Is moving overseas a requirement for success in academia?

‘If you want to be successful in academia, you need to be willing to move to wherever the jobs are. It’s a sacrifice you have to make’

I’ve lost count of the number of advice columns, job application advice talks and conversations with mentors which begin with some variation on this theme. The academic job market is saturated with a large quantity of extremely talented individuals vying for a small number of job opportunities. For almost all young academics, staying in one location, or even in one country, is not only seen to be impossible, but actively discouraged. The universal advice given to everyone is move overseas.

Does moving countries for a job opportunity automatically make an individual more worthy of the job in question, irrespective of ability or experience? Should we be discouraging individuals from attempting to build a solid foundation for their personal lives on which their career can be build in favour of uprooting one’s entire existence?

I have emigrated twice. But what did emigrating teach me? I was exposed to new cultures and experiences I would not otherwise have experienced. It made me more tolerant, more understanding of difference and much more appreciative of the power of diversity. For me, most importantly, emigrating (once in particular for a ‘better’ opportunity as a PhD student) taught me that self-development and growth as a scientist does not necessarily come from moving to a new location.

However, it is rarely acknowledged that for many of us, emigration is a deeply traumatic experience. Disenfranchised grief is rarely discussed, but an extremely common result of emigration and not an experience I would wish on anybody. Is it right to force ’self-development’ through trauma?
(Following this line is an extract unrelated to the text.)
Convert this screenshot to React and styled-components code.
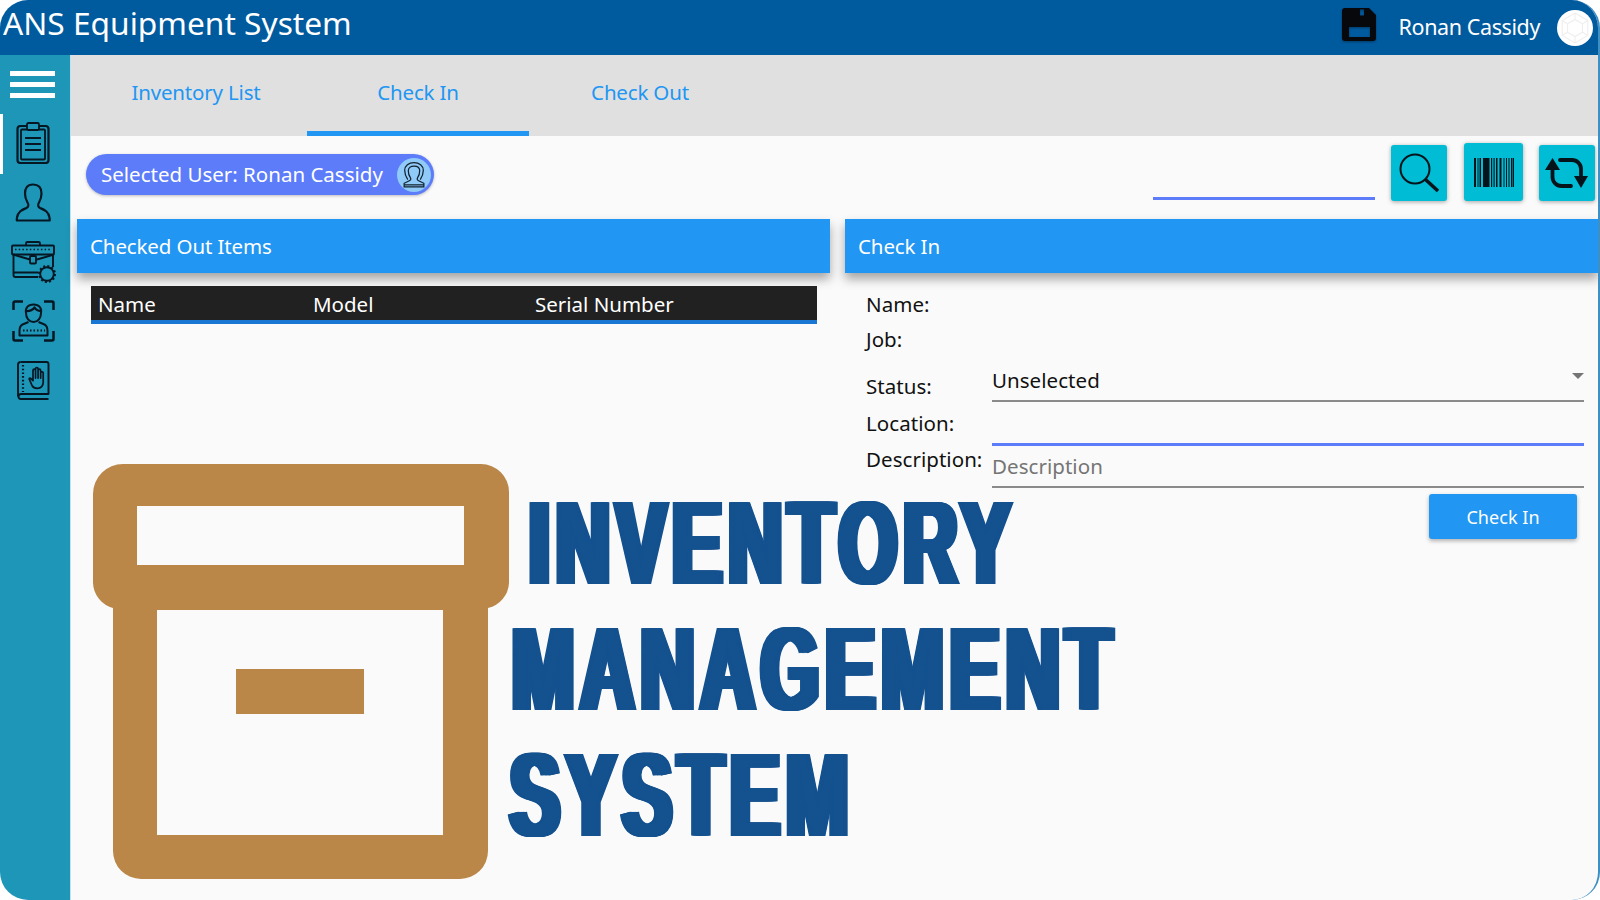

When we give advice to young academics, we have to also acknowledge that the ability to emigrate and move freely is a significant privilege. The personal circumstances of individuals who are part of minority groups will often make emigration inaccessible. Can an individual with a disability or chronic health condition get the appropriate medical care and insurance when far from home? What about the financial burden of emigration? What about those academics who have families, who would be required to uproot children in order to continue their careers? Not all countries are accepting and welcoming of transgender individuals or those in same-sex relationships, and to emigrate would put individuals in danger or at risk of persecution. Not to mention the fact that many immigrants in various countries may be subject to racial abuse and at worse, violence.

The advice that ‘it is best to move overseas for your career’ comes from a place of privilege, and this option is not available to everyone. The narrative that the best academics have spent time overseas is disadvantaging underrepresented minorities for whom freedom of movement isn’t an option. I think dismantling this narrative is one way to achieving greater equity and representation in the academic community.

I think we need to change the narrative that one has to emigrate to be successful. Personally, I believe that a willingness to learn new things, explore new challenges, and build an exciting research program doesn’t necessarily result from moving far from one’s home. All of these things come from within the individual, and from the relationship between the individual and their mentor. They are independent of location. What’s more, it is entirely possible for an individual to become ‘entrenched’ in a way of thinking being despite moving halfway across the world. Equivalently, it’s entirely possible for someone with a solid foundation in a familiar location to take on new challenges and actively seek out new experiences and career development.

The idea that young academics have to uproot their entire lives, place important personal relationships under strain, and in some cases subject themselves and their families to the trauma of relocation in order to be ’successful’ or demonstrate ‘devotion’ or ‘commitment’ to their careers is wrong. Sometimes, we need to define ’success’ as recognising ones own priorities. If that priority is not uprooting one’s entire life, abandoning a developed support network and choosing to pursue a job opportunity close to ‘home’, then we need to understand that and work to accomodate it.

Let’s end the narrative of requiring the abandoning of one’s home for academic ’success’. Sometimes, a solid, unshakable foundation is the best place for someone to learn, grow and flourish in their career.

Postscript: I was fortunate enough to find a job in the same country as I completed my PhD, and I was also fortunate enough to emigrate between my undergraduate degree and my PhD.

However, I was also ready to walk away from my academic career if I could not find an academic job here in Australia. This made finding an academic position orders of magnitude harder. This blog is my personal opinion, which is that getting a job in a country where you are already established is harder largely because there is an expectation that academics have to be highly mobile and willing to uproot their families.

I’d like to dismantle this, as I think it comes from the fact that academics were traditionally single men or men whose families had to adhere to the whims of the father figure. Freedom of movement is an accessibility issue that is limiting opportunities for URMs in academia.

I have been waiting to publish this blog since I was asked a pointed question about “what was wrong with all my collaborators in Germany and why wasn’t I moving there?” during an interview for a job I ultimately did not get at my PhD institution. The question seemed to imply there was something wrong with me seeking a job at an institution where I felt at home. I challenged it in the interview with many of the points I stated here. I hope if anyone is asked a similar question, this will give them the confidence to challenge an unnecessary narrative we’ve been buying into for too long.